Sadly, Shagal's remarks are not the stupid utterances of a lone diplomat, but track with the broader agenda of his boss, Foreign Minister Avigdor Lieberman. The ex-nightclub bouncer from Moldova has a soft spot for strongmen in the former Soviet Union. Last December, during a visit to Moscow right after Vladimir Putin rigged legislative elections, Lieberman praised the ballot as free and fair.

To be sure, Israel is a small country in a tough neighborhood. It is foolish to expect it to have, like Norway or Sweden, pretensions of a morally pristine foreign policy, in which it is always (at least in its own mind ) standing up for human rights even when they conflict with economic or strategic interests. But surely Shagal could have answered the question more - how to put it - diplomatically, in a way that did not repeat Belarusian state propaganda.
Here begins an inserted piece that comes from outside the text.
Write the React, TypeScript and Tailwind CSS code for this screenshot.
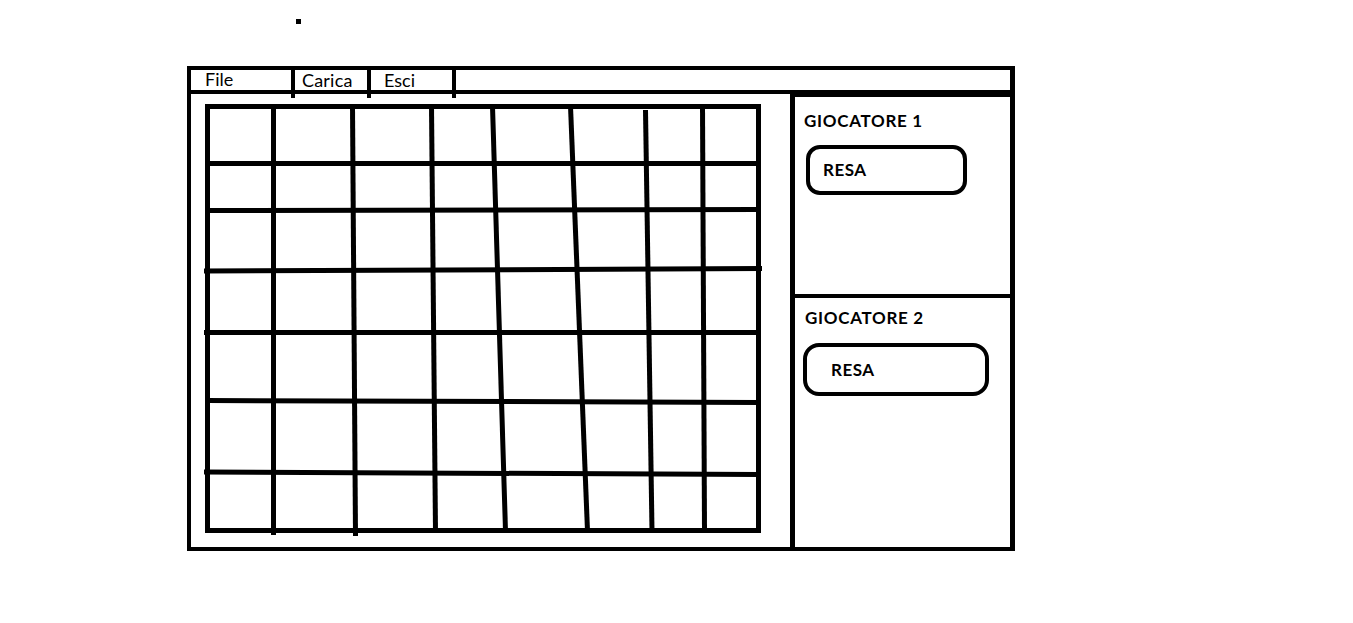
import React from "react";

const verticals: [number, number, number, number][] = [
  [273.5, 106, 273.5, 535],
  [352.5, 106, 355.5, 536],
  [431.5, 106, 435.5, 532],
  [492.5, 106, 505.5, 531],
  [570.5, 106, 587.5, 531],
  [645.5, 110, 652, 531],
  [702.5, 106, 704.5, 531],
];

const horizontals: [number, number, number, number][] = [
  [207, 163.5, 756, 163.5],
  [207, 210.5, 759, 209.5],
  [204, 271, 762, 268.5],
  [204, 332.5, 759, 332.5],
  [207, 400.5, 759, 402.5],
  [204, 472, 759, 474.5],
];

function Board() {
  return (
    <svg
      width={560}
      height={436}
      viewBox="205 104 560 436"
      className="block overflow-visible"
    >
      <g stroke="#000" strokeWidth={5} fill="none">
        <line x1={207.5} y1={104} x2={207.5} y2={533} />
        <line x1={205} y1={106.5} x2={761} y2={106.5} />
        <line x1={758.5} y1={104} x2={758.5} y2={533} />
        <line x1={205} y1={530.5} x2={761} y2={530.5} />
        {verticals.map(([x1, y1, x2, y2], i) => (
          <line key={"v" + i} x1={x1} y1={y1} x2={x2} y2={y2} />
        ))}
        {horizontals.map(([x1, y1, x2, y2], i) => (
          <line key={"h" + i} x1={x1} y1={y1} x2={x2} y2={y2} />
        ))}
      </g>
    </svg>
  );
}

function Sep() {
  return <div className="w-[4px] h-[32px] -mt-[4px] bg-black shrink-0" />;
}

export default function App() {
  return (
    <div
      className="w-[1353px] h-[623px] bg-white text-black overflow-hidden"
      style={{ fontFamily: "Lato, 'Open Sans', sans-serif" }}
    >
      <div className="pt-[19px] pl-[296px]">
        <div className="w-[5px] h-[5px] bg-black" />
      </div>
      <div className="mt-[42px] ml-[187px] w-[828px] h-[485px] border-[4px] border-r-[5px] border-black flex flex-col">
        {/* menu bar */}
        <div className="h-[24px] border-b-[4px] border-black flex items-start shrink-0">
          <div className="w-[100px] h-[20px] pl-[14px] text-[18px] leading-[18px]">File</div>
          <Sep />
          <div className="w-[72px] h-[20px] pl-[7px] text-[18px] leading-[21px] tracking-[0.2px]">Carica</div>
          <Sep />
          <div className="w-[81px] h-[20px] pl-[13px] text-[18px] leading-[21px]">Esci</div>
          <Sep />
        </div>
        {/* body */}
        <div className="flex flex-1 min-h-0">
          <div className="w-[599px] pl-[14px] pt-[10px] shrink-0">
            <Board />
          </div>
          <div className="flex-1 border-l-[5px] border-t-[3px] border-black flex flex-col">
            <div className="h-[201px] border-b-[4px] border-black pt-[14px] pl-[9px] shrink-0">
              <div className="text-[17px] leading-[20px] font-bold tracking-[0.7px]">GIOCATORE 1</div>
              <button className="mt-[14px] ml-[2px] w-[161px] h-[50px] border-[4px] border-black rounded-[14px] pl-[13px] text-left text-[17px] font-bold tracking-[0.5px]">
                RESA
              </button>
            </div>
            <div className="flex-1 pt-[10px] pl-[10px]">
              <div className="text-[17px] leading-[20px] font-bold tracking-[0.7px]">GIOCATORE 2</div>
              <button className="mt-[15px] -ml-[2px] w-[186px] h-[53px] border-[4px] border-black rounded-[16px] pl-[24px] text-left text-[17px] font-bold tracking-[0.5px]">
                RESA
              </button>
            </div>
          </div>
        </div>
      </div>
    </div>
  );
}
Even from the standpoint of realpolitik, it's not like Minsk and Moscow have been helpful allies of Jerusalem, the least that could be said about Hosni Mubarak's Egypt. Belarus, with a healthy arms industry left over from the Cold War, is one of the world's largest weapons dealers, including to places like Iran and Syria. And Russia has long been a supplier of arms to Syria and is the Islamic Republic's most important defender at the United Nations.

Israelis often complain, rightly, that the world does not sympathize nor stand with them in times of need. The next time the Foreign Ministry decries Israel's increasing isolation, perhaps it should reconsider its official position that Andrei Sannikov does not exist.

James Kirchick, a fellow with the Foundation for Defense of Democracies, is a contributing editor to the New Republic and World Affairs Journal.